Kadan

Legend has it that it was the Celts who originally established a settlement called Kadan. The word Kadan can be interpreted as “glowing fire” and the Celts allegedly used fire signals as a method of communication between their fortified settlements in the area of Poohri.

The first evidence of the Kadan Middle Age settlement dates back to the end of the 11th and the first half of the 12th century.  Around this time, an important market settlement named Kadaň was founded beside the ford across the Ohře River. The Czech Prince Bedrich donated the settlement to the Knights Hospitaller on 23rd April 1186, whose knight’s order started to operate in the area around the turn of 1170s and 1180s. Sometime later, Kadan was promoted to a Free, Royal Town (by either Wenceslas I. or Ottokar II.).

Three significant buildings were constructed during this period of time, namely a Royal Castle, the Minority Church, and the Church of St. Michael.  The Hospitallers were able to keep parochial rights over the newly established town and later they built the Deanery Church of the Virgin Mary (nowadays the Church of the Exaltation of the Holy Cross). In 1362 the town burnt down along with its castle and suburbs.

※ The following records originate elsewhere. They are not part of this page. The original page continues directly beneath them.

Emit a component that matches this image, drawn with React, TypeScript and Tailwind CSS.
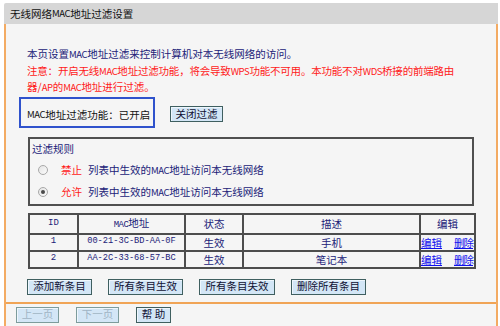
import React from 'react';

const CJK = { fontFamily: '"Noto Sans CJK SC", "Noto Sans", sans-serif' };

// narrow latin run inside CJK text (the original uses a bitmap font)
function L({ children }: { children: React.ReactNode }) {
  return <span className="text-[9.5px] leading-none tracking-[-0.4px]">{children}</span>;
}

function Btn({ children, w, disabled = false }: { children: React.ReactNode; w: string; disabled?: boolean }) {
  return (
    <div
      className={`${w} h-[16px] flex items-center justify-center border border-[#3f5f60] bg-[#d3e6f6] shadow-[inset_1px_1px_0_#eef6fd] text-[10.5px] leading-none ${
        disabled ? 'text-[#9fb4c4] border-[#7d9c9c]' : 'text-[#111133]'
      }`}
    >
      {children}
    </div>
  );
}

function Radio({ checked }: { checked?: boolean }) {
  return (
    <span className="w-[10px] h-[10px] rounded-full border border-[#a8a8a8] bg-gradient-to-br from-[#e4e4e4] to-[#fbfbfb] flex items-center justify-center">
      {checked && <span className="w-[4px] h-[4px] rounded-full bg-[#4a4a4a]" />}
    </span>
  );
}

const rows = [
  { id: '1', mac: '00-21-3C-BD-AA-0F', state: '生效', desc: '手机' },
  { id: '2', mac: 'AA-2C-33-68-57-BC', state: '生效', desc: '笔记本' },
];

export default function App() {
  return (
    <div className="w-[500px] h-[326px] bg-white pt-[3px] overflow-hidden" style={CJK}>
      <div className="ml-[4px] w-[494px]">
        <div className="h-[21px] bg-[#d6d6d6] rounded-tl-[2px] pl-[6px] flex items-center text-[10.5px] text-[#111]">
          无线网络<L>MAC</L>地址过滤设置
        </div>

        <div className="bg-[#f5f5f5] border-x-2 border-b-2 border-[#f3ab63]">
          <div className="pt-[22px] pl-[21px] text-[10.5px] leading-[16.5px]">
            <p className="text-[#222278]">
              本页设置<L>MAC</L>地址过滤来控制计算机对本无线网络的访问。
            </p>
            <div className="text-[#ff1a1a]">
              <p className="whitespace-nowrap tracking-[-0.2px]">
                注意：开启无线<L>MAC</L>地址过滤功能，将会导致<L>WPS</L>功能不可用。本功能不对<L>WDS</L>桥接的前端路由
              </p>
              <p>
                器/<L>AP</L>的<L>MAC</L>地址进行过滤。
              </p>
            </div>
          </div>

          <div className="flex mt-[1.5px] ml-[13px]">
            <div className="w-[136px] h-[31px] border-2 border-[#2f52cc] flex items-center pt-[5px] pl-[6px] text-[10.5px] text-[#111]">
              <L>MAC</L>地址过滤功能：已开启
            </div>
            <div className="ml-[15px] mt-[9px]">
              <Btn w="w-[53px]">关闭过滤</Btn>
            </div>
          </div>

          <div className="ml-[22px] mt-[9px] w-[446px] h-[69px] border-2 border-[#505050] text-[10.5px]">
            <div className="pl-[2px] pt-[2px] leading-[16px] text-[#222278]">过滤规则</div>
            <div className="mt-[2px] h-[22px] flex items-center pl-[8px]">
              <Radio />
              <span className="ml-[13px] text-[#ff1a1a]">禁止</span>
              <span className="ml-[6px] text-[#222278]">
                列表中生效的<L>MAC</L>地址访问本无线网络
              </span>
            </div>
            <div className="h-[22px] flex items-center pl-[8px]">
              <Radio checked />
              <span className="ml-[13px] text-[#ff1a1a]">允许</span>
              <span className="ml-[6px] text-[#222278]">
                列表中生效的<L>MAC</L>地址访问本无线网络
              </span>
            </div>
          </div>

          <table className="ml-[22px] mt-[7px] w-[446px] table-fixed border-collapse border-2 border-[#4d4d4d] text-[10.5px] text-[#222278]">
            <colgroup>
              <col className="w-[49px]" />
              <col className="w-[107px]" />
              <col className="w-[58px]" />
              <col className="w-[177px]" />
              <col className="w-[55px]" />
            </colgroup>
            <thead>
              <tr className="h-[19px]">
                <th className="border-2 border-[#4d4d4d] font-normal p-0 font-['Liberation_Mono'] text-[9px]">ID</th>
                <th className="border-2 border-[#4d4d4d] font-normal p-0">
                  <span className="font-['Liberation_Mono'] text-[9px] tracking-[-0.5px]">MAC</span>地址
                </th>
                <th className="border-2 border-[#4d4d4d] font-normal p-0">状态</th>
                <th className="border-2 border-[#4d4d4d] font-normal p-0">描述</th>
                <th className="border-2 border-[#4d4d4d] font-normal p-0">编辑</th>
              </tr>
            </thead>
            <tbody>
              {rows.map((r) => (
                <tr key={r.id} className="h-[17px]">
                  <td className="border-2 border-[#4d4d4d] p-0 text-center font-['Liberation_Mono'] text-[9px]">{r.id}</td>
                  <td className="border-2 border-[#4d4d4d] p-0 text-center font-['Liberation_Mono'] text-[8.7px]">{r.mac}</td>
                  <td className="border-2 border-[#4d4d4d] p-0 text-center leading-[13px]">{r.state}</td>
                  <td className="border-2 border-[#4d4d4d] p-0 text-center leading-[13px]">{r.desc}</td>
                  <td className="border-2 border-[#4d4d4d] p-0 leading-[13px]">
                    <div className="flex justify-between pr-[1px] text-[#1010ee] underline">
                      <span>编辑</span>
                      <span className="tracking-[-1px]">删除</span>
                    </div>
                  </td>
                </tr>
              ))}
            </tbody>
          </table>

          <div className="flex gap-[16px] ml-[21px] mt-[10px] mb-[7px]">
            <Btn w="w-[65px]">添加新条目</Btn>
            <Btn w="w-[75px]">所有条目生效</Btn>
            <Btn w="w-[76px]">所有条目失效</Btn>
            <Btn w="w-[75px]">删除所有条目</Btn>
          </div>

          <div className="border-t-2 border-[#f0a456] h-[24px] flex items-center pl-[10px] gap-[17px]">
            <Btn w="w-[43px]" disabled>
              上一页
            </Btn>
            <Btn w="w-[43px]" disabled>
              下一页
            </Btn>
            <Btn w="w-[35px]">帮 助</Btn>
          </div>
        </div>
      </div>
    </div>
  );
}
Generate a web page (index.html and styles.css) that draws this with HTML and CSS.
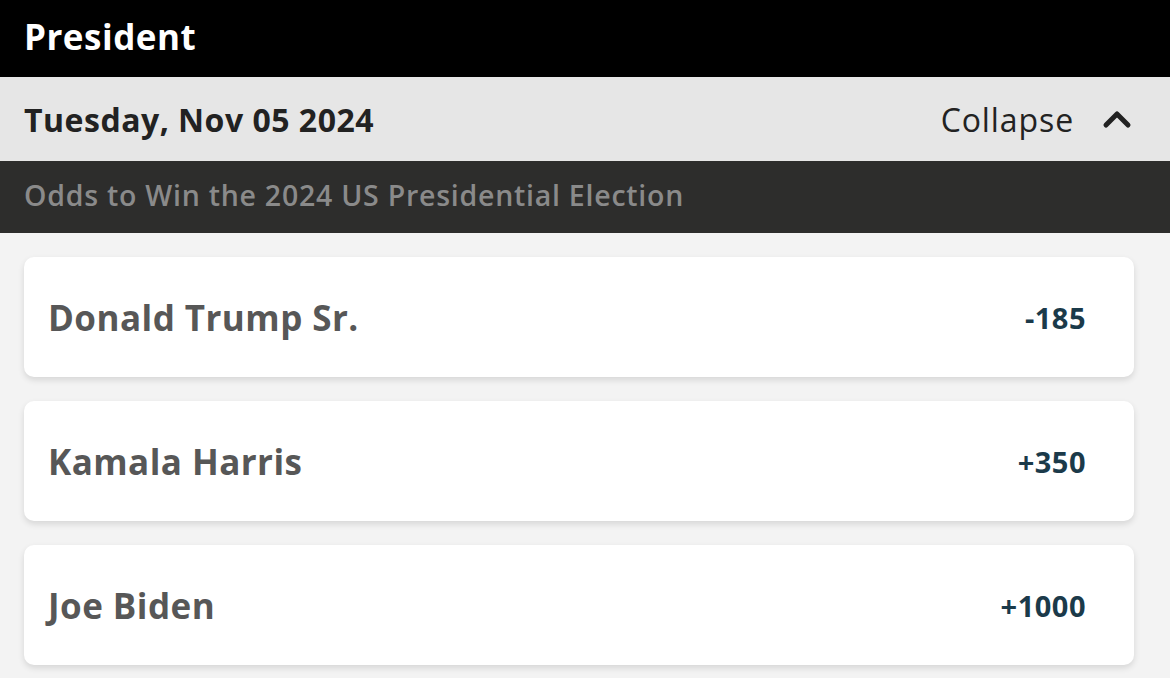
FILE: index.html
```html
<!DOCTYPE html>
<html>
<head>
<meta charset="utf-8">
<link rel="stylesheet" href="styles.css">
</head>
<body>
<div class="page">
  <header class="title-bar">President</header>
  <div class="date-bar">
    <span class="date">Tuesday, Nov 05 2024</span>
    <span class="collapse">Collapse
      <svg class="chev" width="30" height="20" viewBox="0 0 30 20"><path d="M4 16 L15 5 L26 16" fill="none" stroke="#222" stroke-width="5" stroke-linecap="round" stroke-linejoin="round"/></svg>
    </span>
  </div>
  <div class="market-bar">Odds to Win the 2024 US Presidential Election</div>
  <div class="list">
    <div class="card"><span class="name">Donald Trump Sr.</span><span class="odds">-185</span></div>
    <div class="card"><span class="name">Kamala Harris</span><span class="odds">+350</span></div>
    <div class="card"><span class="name">Joe Biden</span><span class="odds">+1000</span></div>
  </div>
</div>
</body>
</html>
```
FILE: styles.css
```css
html, body {
  margin: 0;
  padding: 0;
  background: #f3f3f3;
  font-family: "Open Sans", "Noto Sans", sans-serif;
}
.page {
  width: 1170px;
  height: 678px;
  overflow: hidden;
}
.title-bar {
  height: 77px;
  background: #000;
  color: #fff;
  font-weight: 700;
  font-size: 35px;
  letter-spacing: 0.5px;
  display: flex;
  align-items: center;
  padding-left: 24px;
  box-sizing: border-box;
  padding-bottom: 4px;
}
.date-bar {
  height: 84px;
  background: #e6e6e6;
  display: flex;
  align-items: center;
  justify-content: space-between;
  padding: 0 38px 0 24px;
  color: #222;
  box-sizing: border-box;
}
.date {
  font-weight: 700;
  font-size: 32px;
  letter-spacing: 0.5px;
}
.collapse {
  font-size: 32px;
  letter-spacing: 0.9px;
  display: flex;
  align-items: center;
  gap: 28px;
}
.market-bar {
  height: 72px;
  background: #2d2d2c;
  color: #8a8a8a;
  font-size: 28.5px;
  font-weight: 600;
  letter-spacing: 0.75px;
  display: flex;
  align-items: center;
  padding-left: 24px;
  padding-bottom: 4px;
  box-sizing: border-box;
}
.list {
  padding: 24px 36px 0 24px;
  display: flex;
  flex-direction: column;
  gap: 24px;
}
.card {
  height: 120px;
  background: #fff;
  border-radius: 10px;
  box-shadow: 0 3px 6px rgba(0,0,0,0.12);
  display: flex;
  align-items: center;
  justify-content: space-between;
  padding: 0 48px 0 24px;
  box-sizing: border-box;
}
.name {
  font-weight: 700;
  font-size: 35px;
  letter-spacing: 0.45px;
  color: #575757;
}
.odds {
  font-weight: 700;
  font-size: 29px;
  letter-spacing: 0.5px;
  color: #1b3a4a;
}
```
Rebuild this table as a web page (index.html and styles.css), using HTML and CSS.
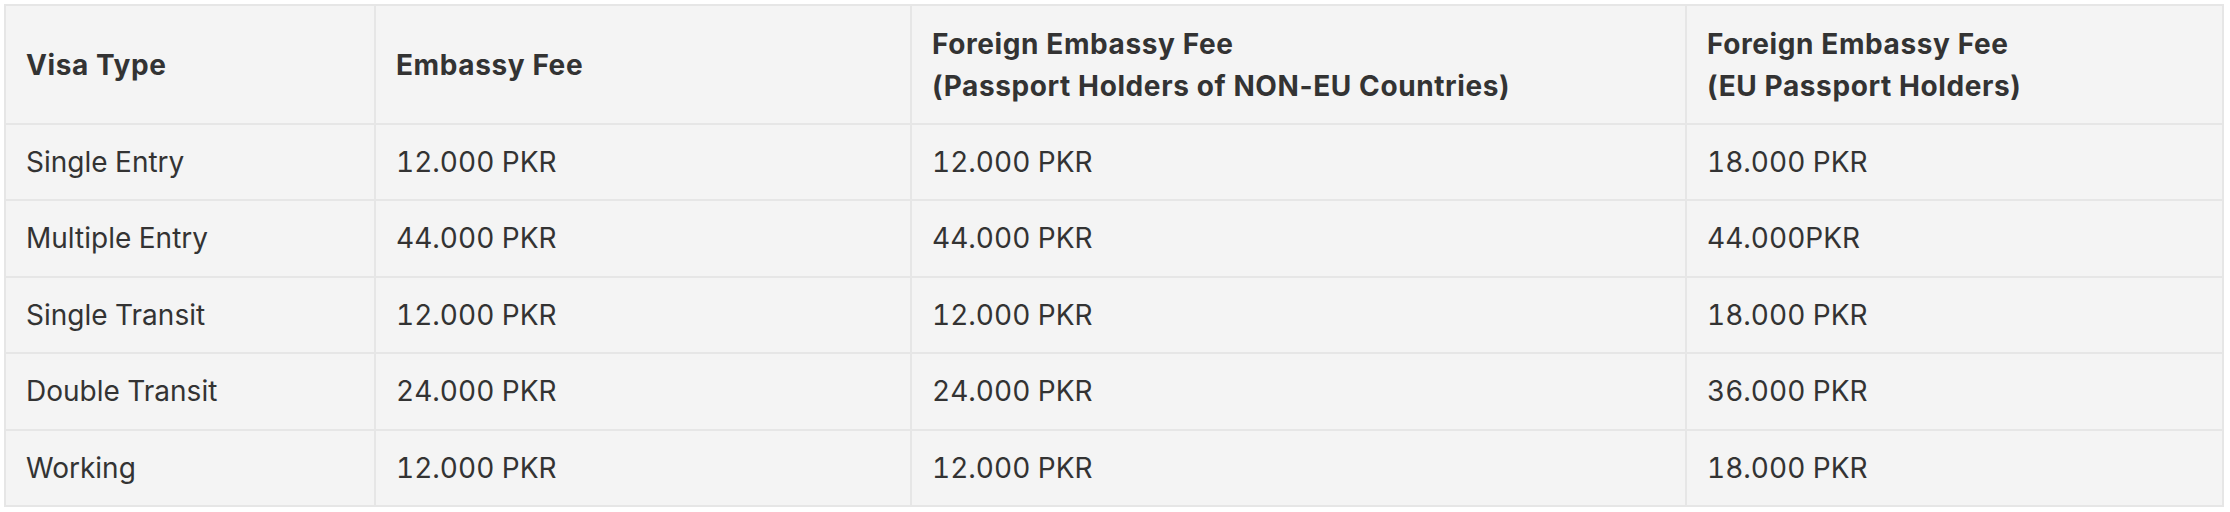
FILE: index.html
```html
<!DOCTYPE html>
<html lang="en">
<head>
<meta charset="utf-8">
<title>Visa Fees</title>
<link rel="stylesheet" href="styles.css">
</head>
<body>
<table class="fees">
  <colgroup>
    <col class="c1">
    <col class="c2">
    <col class="c3">
    <col class="c4">
  </colgroup>
  <thead>
    <tr>
      <th>Visa Type</th>
      <th>Embassy Fee</th>
      <th>Foreign Embassy Fee<br>(Passport Holders of NON-EU Countries)</th>
      <th>Foreign Embassy Fee<br>(EU Passport Holders)</th>
    </tr>
  </thead>
  <tbody>
    <tr><td>Single Entry</td><td>12.000 PKR</td><td>12.000 PKR</td><td>18.000 PKR</td></tr>
    <tr><td>Multiple Entry</td><td>44.000 PKR</td><td>44.000 PKR</td><td>44.000PKR</td></tr>
    <tr><td>Single Transit</td><td>12.000 PKR</td><td>12.000 PKR</td><td>18.000 PKR</td></tr>
    <tr><td>Double Transit</td><td>24.000 PKR</td><td>24.000 PKR</td><td>36.000 PKR</td></tr>
    <tr><td>Working</td><td>12.000 PKR</td><td>12.000 PKR</td><td>18.000 PKR</td></tr>
  </tbody>
</table>
</body>
</html>
```
FILE: styles.css
```css
html, body {
  background: #ffffff;
}
body {
  margin: 4px;
  font-family: Inter, "Liberation Sans", sans-serif;
  color: #333333;
}
.fees {
  table-layout: fixed;
  width: 2220px;
  border-collapse: separate;
  border-spacing: 0;
  background: #f4f4f4;
  border-top: 2px solid #e6e6e6;
  border-left: 2px solid #e6e6e6;
}
.c1 { width: 370px; }
.c2 { width: 536px; }
.c3 { width: 775px; }
.c4 { width: 537px; }
.fees th,
.fees td {
  text-align: left;
  vertical-align: middle;
  font-size: 28px;
  line-height: 42px;
  padding: 16px 20px;
  border-right: 2px solid #e6e6e6;
  border-bottom: 2px solid #e6e6e6;
}
.fees th {
  font-weight: 700;
  letter-spacing: 0.6px;
  height: 85px;
}
.fees td {
  font-weight: 400;
  font-variant-numeric: tabular-nums;
  padding-bottom: 16.4px;
}
```
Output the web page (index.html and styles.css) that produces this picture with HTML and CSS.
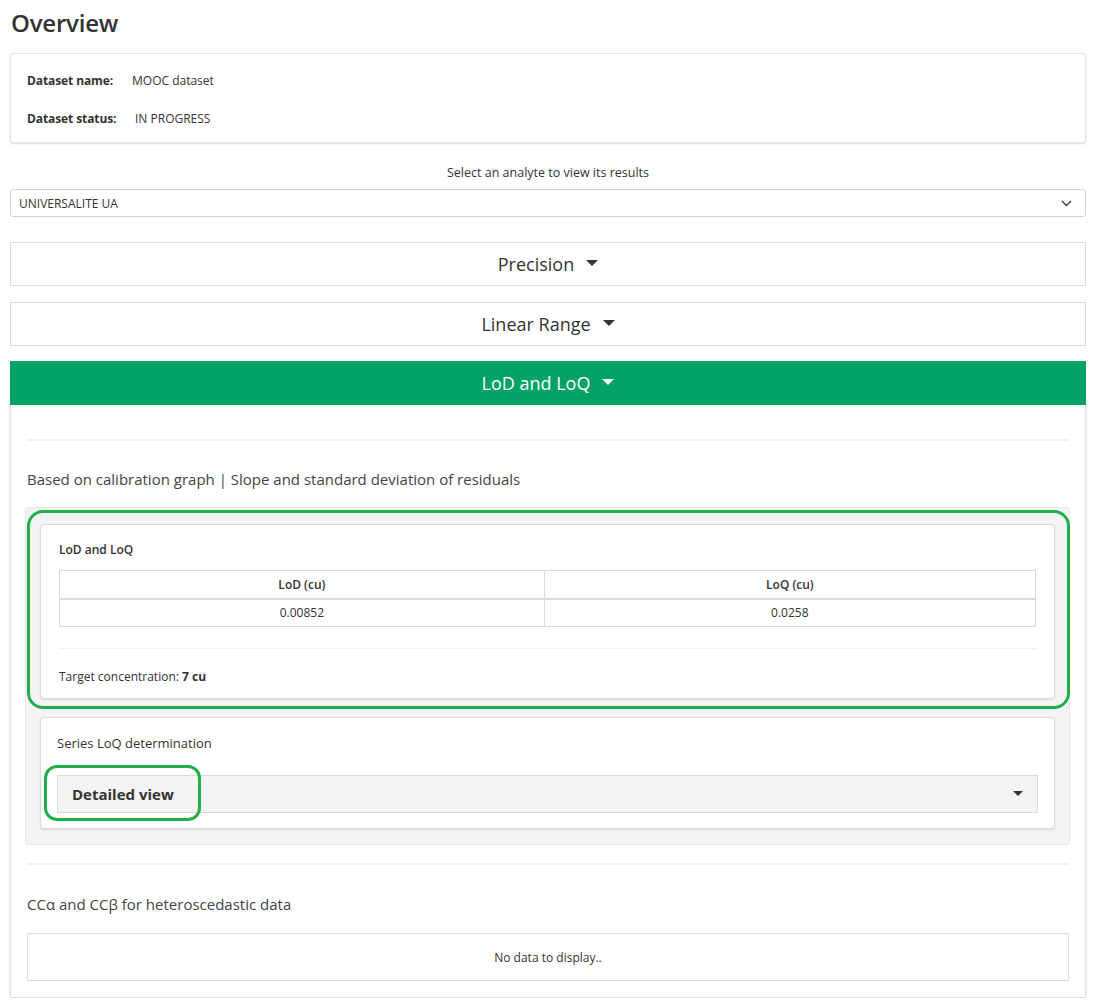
FILE: index.html
```html
<!DOCTYPE html>
<html>
<head>
<meta charset="utf-8">
<link rel="stylesheet" href="styles.css">
</head>
<body>
<div class="page">
  <h1 class="title">Overview</h1>

  <div class="card info">
    <div class="info-row"><span class="label">Dataset name:</span><span class="val">MOOC dataset</span></div>
    <div class="info-row"><span class="label">Dataset status:</span><span class="val val2">IN PROGRESS</span></div>
  </div>

  <div class="select-label">Select an analyte to view its results</div>
  <div class="select">
    <span>UNIVERSALITE UA</span>
    <svg class="chev" width="11" height="7" viewBox="0 0 11 7"><path d="M1 1 L5.5 5.5 L10 1" fill="none" stroke="#333" stroke-width="1.3"/></svg>
  </div>

  <div class="panel"><div class="panel-head">Precision <span class="caret"></span></div></div>
  <div class="panel"><div class="panel-head">Linear Range <span class="caret"></span></div></div>
  <div class="panel open">
    <div class="panel-head active">LoD and LoQ <span class="caret white"></span></div>
    <div class="panel-body">
      <hr class="sep">
      <div class="section-title">Based on calibration graph | Slope and standard deviation of residuals</div>
      <div class="well">
        <div class="box box1">
          <div class="box-title">LoD and LoQ</div>
          <table class="tbl">
            <thead><tr><th>LoD (cu)</th><th>LoQ (cu)</th></tr></thead>
            <tbody><tr><td>0.00852</td><td>0.0258</td></tr></tbody>
          </table>
          <hr class="sep small">
          <div class="target">Target concentration: <b>7 cu</b></div>
        </div>
        <div class="box box2">
          <div class="box-title2">Series LoQ determination</div>
          <div class="detail">
            <span>Detailed view</span>
            <span class="caret small"></span>
          </div>
          <div class="mark mark2"></div>
        </div>
        <div class="mark mark1"></div>
      </div>
      <hr class="sep sep2">
      <div class="section-title t2">CCα and CCβ for heteroscedastic data</div>
      <div class="nodata">No data to display..</div>
    </div>
  </div>
</div>
</body>
</html>
```

FILE: styles.css
```css
* { box-sizing: border-box; }
html, body { margin: 0; padding: 0; background: #fff; }
body {
  font-family: "Open Sans", "Noto Sans", sans-serif;
  color: #333;
}
.page { padding: 0 15px 0 10px; }
.title {
  font-size: 24px;
  font-weight: 600;
  margin: 0;
  padding: 5px 0 0 1px;
  height: 53px;
  line-height: 36px;
  letter-spacing: -0.2px;
}
.card {
  background: #fff;
  border: 1px solid #e4e4e4;
  border-radius: 4px;
  box-shadow: 0 1px 2px rgba(0,0,0,0.15);
}
.info { height: 90px; padding: 16px 16px 0 16px; }
.info-row { font-size: 12px; height: 38px; line-height: 22px; display: flex; }
.info-row .label { font-weight: 700; width: 105px; letter-spacing: -0.1px; }
.info-row .val2 { padding-left: 3px; }
.select-label {
  text-align: center;
  font-size: 12.5px;
  margin-top: 21px;
  height: 25px;
  line-height: 18px;
}
.select {
  height: 28px;
  border: 1px solid #d4d4d4;
  border-radius: 3px;
  display: flex;
  align-items: center;
  justify-content: space-between;
  padding: 0 13px 0 8px;
  font-size: 12px;
  color: #333;
}
.panel { margin-top: 25px; }
.panel + .panel { margin-top: 16px; }
.panel.open { margin-top: 15px; }
.panel-head {
  height: 44px;
  border: 1px solid #dcdcdc;
  background: #fff;
  display: flex;
  align-items: center;
  justify-content: center;
  font-size: 18px;
  color: #333;
}
.panel-head.active {
  background: #00a265;
  border-color: #00a265;
  color: #fff;
}
.caret {
  display: inline-block;
  width: 0; height: 0;
  border-left: 6px solid transparent;
  border-right: 6px solid transparent;
  border-top: 6px solid #333;
  margin-left: 12px;
  position: relative; top: -1px;
}
.caret.white { border-top-color: #fff; }
.caret.small { border-left-width: 5px; border-right-width: 5px; border-top-width: 5px; margin: 0; }
.panel-body {
  border: 1px solid #e0e0e0;
  border-top: none;
  box-shadow: 0 1px 2px rgba(0,0,0,0.12);
  padding: 34px 16px 16px 16px;
  height: 593px;
}
.sep { border: 0; border-top: 2px solid #f0f0f0; margin: 0; }
.sep.small { border-top-width: 1px; margin: 21px 0 0 0; }
.section-title {
  font-size: 15px;
  color: #444;
  margin-top: 26px;
  height: 40px;
  line-height: 24px;
}
.well {
  position: relative;
  background: #f4f4f4;
  border: 1px solid #e6e6e6;
  border-radius: 4px;
  padding: 16px 14px 15px 14px;
  margin-left: -2px;
  margin-right: -1px;
}
.box {
  position: relative;
  background: #fff;
  border: 1px solid #dadada;
  border-radius: 4px;
  box-shadow: 0 1px 2px rgba(0,0,0,0.12);
}
.box1 { padding: 15px 18px 12px 18px; height: 175px; }
.box2 { margin-top: 18px; padding: 16px 16px 16px 16px; height: 112px; }
.box-title { font-size: 12px; font-weight: 600; height: 30px; line-height: 20px; }
.box-title2 { font-size: 13px; font-weight: 500; height: 41px; line-height: 18px; }
.tbl {
  width: 100%;
  border-collapse: collapse;
  font-size: 12px;
}
.tbl th, .tbl td {
  border: 1px solid #dadada;
  text-align: center;
  height: 28px;
  padding: 0;
}
.tbl th { font-weight: 600; border-bottom-width: 2px; }
.target { font-size: 12px; margin-top: 19px; }
.detail {
  background: #f4f4f4;
  border: 1px solid #dadada;
  height: 38px;
  display: flex;
  align-items: center;
  justify-content: space-between;
  padding: 0 14px 0 14px;
  font-size: 15px;
  font-weight: 700;
}
.mark {
  position: absolute;
  border: 3px solid #22ae4b;
  pointer-events: none;
}
.mark1 { left: 1px; top: 2px; width: 1043px; height: 199px; border-radius: 16px; }
.mark2 { left: 3px; top: 47px; width: 157px; height: 56px; border-radius: 13px; }
.sep2 { margin-top: 18px; }
.t2 { margin-top: 27px; height: 41px; }
.nodata {
  border: 1px solid #dcdcdc;
  height: 48px;
  display: flex;
  align-items: center;
  justify-content: center;
  font-size: 12px;
}
```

The town flourished again during the reign of the Bohemian King and latterly Roman Emperor Charles IV. (1346-1378), who granted the town the right to full self-government. Throughout the 1520s, the ideas of the German Reformation, whose spiritual father was the Augustinian monk Martin Luther, began to spread in Kadaň. During the revolt of the Bohemian estates against the Habsburgs (1618), the churches that belonged to the Roman Catholic Church in Kadan were all looted.

Since 1990, the town centre and its surrounding buildings have undergone extensive transformation. Many buildings have been renovated, including the town hall and its tower.

The town centre is now one of the most interesting and charming protected zones in northern Bohemia, dominated by its town hall. The town hall was originally a two-storey building from the second half of the 14thcentury and was reconstructed and extended by a prismatic tower on the Gothic arcades by the architect Rott in 1811.